Myth 1: Mountain Lions are Different from Cougars
This myth is often perpetuated by the fact that different regions of the United States use one name or another, for THE SAME ANIMAL. Not only are mountain lions and cougars the same, but the fact of the matter is that mountain lions go by more names than any other mammal. Cougars, mountain lions AND pumas are all the same creature.
Myth 2: Mountain Lions Can Jump 25 Feet in the Air
More like 15 feet, but that is still no joke. That is, 15-feet from a dead stand-still. This myth of mountain lions being able to jump 25 to 30 feet is likely the result of someone having seen a cat jump what appeared to be a startling distance up a tree. Mountain lions are capable of bounding up to 40 feet when running, and they can do about 50 mph at a dead sprint.
Myth 3: Mountain Lions Only Hunt at Night
Mountain Lions in parts of the United States that do not also contain wolves or brown bears, are at the top of the food chain. While they do prefer to hunt at dawn and dusk, a hungry lion will hunt whenever he or she pleases. This is particularly true of females, who have a stricter time table and requirement for food intake, given their reproductive cycles. The reason mountain lions tend to hunt at night more often than not, is because their eyesight is actually at its best in the dark.

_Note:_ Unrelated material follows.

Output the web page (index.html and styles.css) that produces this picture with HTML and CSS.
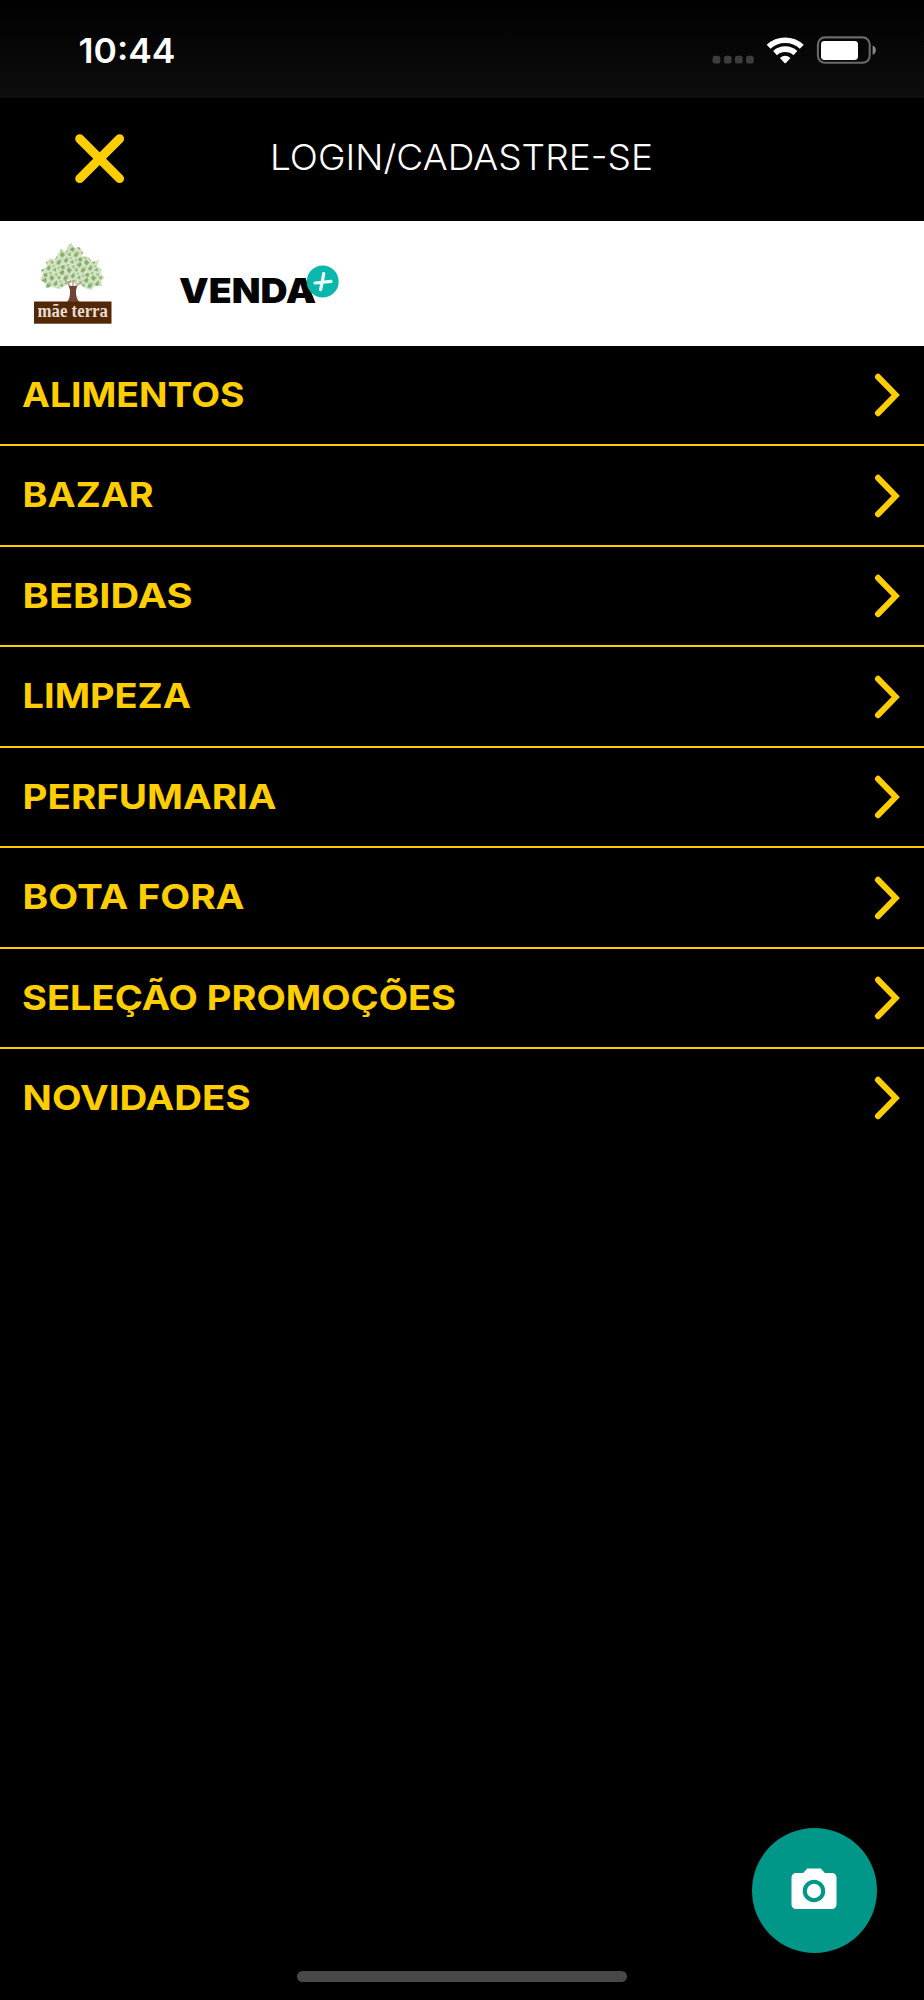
FILE: index.html
```html
<!DOCTYPE html>
<html lang="pt-BR">
<head>
<meta charset="utf-8">
<title>Menu</title>
<link rel="stylesheet" href="styles.css">
</head>
<body>
<div class="screen">
  <div class="status">
    <svg class="time" width="110" height="98"><text x="78.5" y="63" textLength="97" lengthAdjust="spacingAndGlyphs">10:44</text></svg>
    <svg class="indicators" width="234" height="98" viewBox="690 0 234 98">
      <g fill="#3d3d3e"><rect x="712.6" y="55.8" width="7.8" height="7.8" rx="2.6"/><rect x="723.8" y="55.8" width="7.8" height="7.8" rx="2.6"/><rect x="734.9" y="55.8" width="7.8" height="7.8" rx="2.6"/><rect x="746" y="55.8" width="7.8" height="7.8" rx="2.6"/></g>
      <g fill="none" stroke="#fff" stroke-width="5.6"><path d="M768.6 46.8A24.2 24.2 0 0 1 801.8 46.8"/><path d="M775 53.1A15.2 15.2 0 0 1 795.4 53.1"/></g>
      <path fill="#fff" d="M779.9 58.1Q785.2 53.3 790.5 58.1L785.9 63Q785.2 63.7 784.5 63Z"/>
      <rect x="817.9" y="37.4" width="51.8" height="25.4" rx="7" fill="none" stroke="#69696a" stroke-width="2.1"/>
      <rect x="821" y="41" width="37" height="19" rx="3.4" fill="#fff"/>
      <path fill="#8a8a8a" d="M872.6 45.6Q875.8 47 875.8 50.2T872.6 54.8Z"/>
    </svg>
  </div>
  <header class="header">
    <svg class="close" width="50" height="50" viewBox="0 0 50 50"><path d="M4.7 4.7L44.6 44.6M44.6 4.7L4.7 44.6"/></svg>
    <svg class="login" width="390" height="123"><text x="0" y="72" textLength="383" lengthAdjust="spacingAndGlyphs">LOGIN/CADASTRE-SE</text></svg>
  </header>
  <div class="brands">
    <svg class="mae" width="78" height="84" viewBox="34 242 78 84">
      <defs>
        <pattern id="leaves" width="19" height="17" patternUnits="userSpaceOnUse" patternTransform="rotate(-24)">
          <rect width="19" height="17" fill="#d6e5c9"/>
          <path fill="#82ad64" d="M0 1L5 0L5 3L2 5ZM8 2L11 0L13 4L9 6ZM1 9L4 6L7 9L3 11ZM9 9L14 7L13 11L10 12ZM15 5L19 4L17 8ZM4 13L8 13L7 17L4 16ZM14 13L18 12L17 16Z"/>
          <path fill="#9fc283" d="M14 0L18 1L15 4ZM5 5L8 7L7 9ZM15 9L19 9L16 11ZM0 13L3 12L2 16ZM9 14L13 14L11 17Z"/>
        </pattern>
      </defs>
      <path class="crown" fill="url(#leaves)" d="M71 243L74 248L79 247L83 252L82 256L89 257L92 262L99 260L97 266L102 270L100 274L105 277L101 281L102 286L95 286L91 290L85 288L81 285L76 284L72 282L66 285L60 289L52 287L46 288L45 283L40 280L43 274L41 270L47 267L46 262L52 258L54 261L58 254L61 249L66 252L67 247Z"/>
      <path fill="#6f4635" d="M67 302Q70.5 298 70 290L68 284L71 286H75L78 284L76 290Q75.5 298 79.5 302Z"/>
      <path fill="none" stroke="#b99a8d" stroke-width="1.4" d="M70 286L65 280M76 286L82 282M73 286V280"/>
      <rect x="34" y="301.5" width="77.5" height="22.2" fill="#532807"/>
      <text class="mae-name" x="37.5" y="317.3" textLength="70.5" lengthAdjust="spacingAndGlyphs">mãe terra</text>
    </svg>
    <svg class="venda" width="162" height="60" viewBox="179 262 162 60">
      <text class="venda-name" x="179" y="303" textLength="136.5" lengthAdjust="spacingAndGlyphs">VENDA</text>
      <circle cx="322.7" cy="281.5" r="16.8" fill="#fff"/>
      <path class="venda-leg" d="M301 283L305.5 278.2L315.5 303H308.5Z"/>
      <circle cx="322.7" cy="281.5" r="16" fill="#0bb7ab"/>
      <path class="plus" d="M323.7 273.5Q322.6 281 320.6 289.6M315 283L331 281.4"/>
    </svg>
  </div>
  <nav class="menu">
    <a class="item"><svg class="label" width="480" height="98"><text x="22" y="60.8" textLength="222.5" lengthAdjust="spacingAndGlyphs">ALIMENTOS</text></svg><svg class="chevron" width="28" height="46" viewBox="0 0 28 46"><path d="M5 4.8L22.7 23L5 41.2"/></svg></a>
    <a class="item"><svg class="label" width="480" height="98"><text x="22.6" y="60.8" textLength="131" lengthAdjust="spacingAndGlyphs">BAZAR</text></svg><svg class="chevron" width="28" height="46" viewBox="0 0 28 46"><path d="M5 4.8L22.7 23L5 41.2"/></svg></a>
    <a class="item"><svg class="label" width="480" height="98"><text x="22.6" y="60.8" textLength="170" lengthAdjust="spacingAndGlyphs">BEBIDAS</text></svg><svg class="chevron" width="28" height="46" viewBox="0 0 28 46"><path d="M5 4.8L22.7 23L5 41.2"/></svg></a>
    <a class="item"><svg class="label" width="480" height="98"><text x="22.6" y="60.8" textLength="168.5" lengthAdjust="spacingAndGlyphs">LIMPEZA</text></svg><svg class="chevron" width="28" height="46" viewBox="0 0 28 46"><path d="M5 4.8L22.7 23L5 41.2"/></svg></a>
    <a class="item"><svg class="label" width="480" height="98"><text x="22.6" y="60.8" textLength="254" lengthAdjust="spacingAndGlyphs">PERFUMARIA</text></svg><svg class="chevron" width="28" height="46" viewBox="0 0 28 46"><path d="M5 4.8L22.7 23L5 41.2"/></svg></a>
    <a class="item"><svg class="label" width="480" height="98"><text x="22.6" y="60.8" textLength="222" lengthAdjust="spacingAndGlyphs">BOTA FORA</text></svg><svg class="chevron" width="28" height="46" viewBox="0 0 28 46"><path d="M5 4.8L22.7 23L5 41.2"/></svg></a>
    <a class="item"><svg class="label" width="480" height="98"><text x="22" y="60.8" textLength="434" lengthAdjust="spacingAndGlyphs">SELEÇÃO PROMOÇÕES</text></svg><svg class="chevron" width="28" height="46" viewBox="0 0 28 46"><path d="M5 4.8L22.7 23L5 41.2"/></svg></a>
    <a class="item"><svg class="label" width="480" height="98"><text x="22.6" y="60.8" textLength="228" lengthAdjust="spacingAndGlyphs">NOVIDADES</text></svg><svg class="chevron" width="28" height="46" viewBox="0 0 28 46"><path d="M5 4.8L22.7 23L5 41.2"/></svg></a>
  </nav>
  <button class="fab" aria-label="Câmera"><svg width="54" height="54" viewBox="0 0 24 24" fill="#fff"><circle cx="12" cy="12" r="3.2"/><path d="M9 2L7.17 4H4c-1.1 0-2 .9-2 2v12c0 1.1.9 2 2 2h16c1.1 0 2-.9 2-2V6c0-1.1-.9-2-2-2h-3.17L15 2H9zm3 15c-2.76 0-5-2.24-5-5s2.24-5 5-5 5 2.24 5 5-2.24 5-5 5z"/></svg></button>
  <div class="home"></div>
</div>
</body>
</html>
```

FILE: styles.css
```css
* { box-sizing: border-box; }
body { margin: 0; background: #000; }
svg { display: block; flex: none; overflow: visible; }
.screen {
  position: relative;
  width: 924px;
  height: 2000px;
  overflow: hidden;
  background: #000;
  font-family: Inter, "Liberation Sans", sans-serif;
}
.status {
  display: flex;
  justify-content: space-between;
  height: 98px;
  background: linear-gradient(#000, #0d0d0d);
}
.time text { font-size: 34.5px; font-weight: 600; fill: #fff; }
.header {
  display: flex;
  align-items: flex-start;
  height: 123px;
}
.close { margin: 36px 0 0 74.5px; }
.close path { stroke: #ffce00; stroke-width: 9; stroke-linecap: round; }
.login { margin-left: 145.5px; }
.login text { font-size: 35px; font-weight: 300; fill: #fff; }
.brands {
  display: flex;
  align-items: flex-start;
  height: 125px;
  padding: 21px 0 0 34px;
  background: #fff;
}
.venda { margin: 20px 0 0 67px; }
.crown { filter: blur(0.5px); }
.mae-name {
  font-family: "Liberation Serif", serif;
  font-size: 19px;
  font-weight: 700;
  fill: #e9dcd2;
}
.venda-name { font-size: 34.5px; font-weight: 900; fill: #050505; }
.venda-leg { fill: #050505; }
.plus { fill: none; stroke: #f2fffd; stroke-width: 3.2; stroke-linecap: round; }
.item {
  display: flex;
  justify-content: space-between;
  height: 100.43px;
  border-bottom: 2px solid #fc0;
}
.item:last-child { border-bottom: 0; }
.label text { font-size: 34.6px; font-weight: 700; fill: #ffce00; }
.chevron { margin: 26.4px 23.2px 0 0; }
.chevron path {
  fill: none;
  stroke: #ffce00;
  stroke-width: 6;
  stroke-linecap: round;
  stroke-linejoin: miter;
}
.fab {
  position: absolute;
  left: 752px;
  top: 1828px;
  display: flex;
  align-items: center;
  justify-content: center;
  width: 125px;
  height: 125px;
  padding: 0 1px 0 0;
  border: 0;
  border-radius: 50%;
  background: #009688;
}
.home {
  position: absolute;
  left: 297px;
  top: 1971px;
  width: 330px;
  height: 11px;
  border-radius: 6px;
  background: #484848;
}
```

Myth 4: If You Encounter a Mountain Lion, Play Dead or Remain Calm
This myth is a dangerous one to perpetuate. Mountain lions are not like bears. Playing dead will not help, and while remaining calm may be good, docile behavior is not. If you encounter a lion, make yourself as large as possible by opening your coat, or raising your arms above your head. Be loud. If you are attacked by the cat, fight back like your life depends on it, because it does.